Esta cuestión fue esgrimida en los inicios del litigio, quedó eclipsada por el capítulo arancelario y ahora puede resurgir junto a una engorrosa discusión sobre reciprocidad en la legislación de patentes.   En síntesis, el apaciguamiento provisional vale para una franja de asuntos incómodos para ambas partes. Y la bolsa ha querido entenderlo como desescalada porque aleja las temidas perturbaciones económicas.

Trump entra en año electoral y esta será su prioridad. Pero este trato limitado no resuelve las disputas de larga data acerca de las prácticas comerciales chinas: es sólo una transacción para ganar tiempo. Demasiado poco para sofocar las ganas – que comparten republicanos y demócratas – de mano dura contra China en asuntos no económicos como la seguridad nacional y los derechos humanos.

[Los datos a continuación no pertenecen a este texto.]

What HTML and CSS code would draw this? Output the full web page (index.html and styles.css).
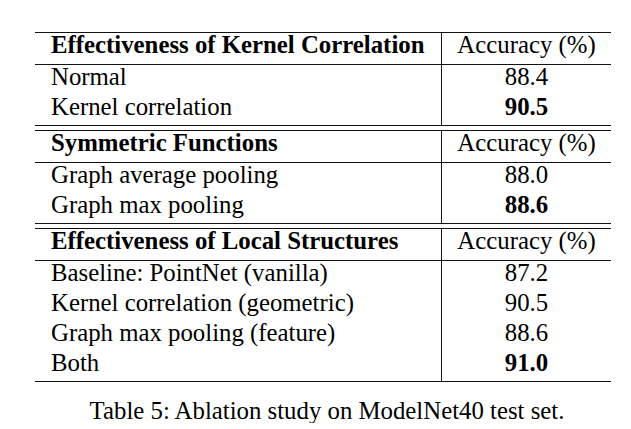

Aunque las partes han convenido excluir el asunto de sus conversaciones, es evidente que Huawei sigue siendo el principal foco de fricción. Ahora mismo están en trámite sendas iniciativas parlamentarias bipartidistas que tratan de impedir que Huawei sea eventualmente moneda de cambio en la confrontación con China. Según estos proyectos de ley, la lista negra del departamento de Comercio que obliga a las compañías estadounidenses a obtener licencia previa para vender productos y servicios a esta compañía china pase a ser una prohibición permanente no revisable o, en su defecto, se traduzca en un purgatorio de cinco años. El departamento de Comercio las ha objetado porque así se privaría al presidente de usar esa prerrogativa como carta de negociación con China.

Lo que, a su vez, levanta temores en las compañías tecnológicas ante los riesgos de ahondar en la “guerra fría tecnológica”. Gary Shapiro   , presidente de la Consumer Technology Association (CTA), ha lamentado que el pacto anunciado la semana pasada “no resuelve las incertidumbres del mercado ni devuelve a los consumidores los miles de millones de dólares que están pagando de más” por los aranceles a la importación.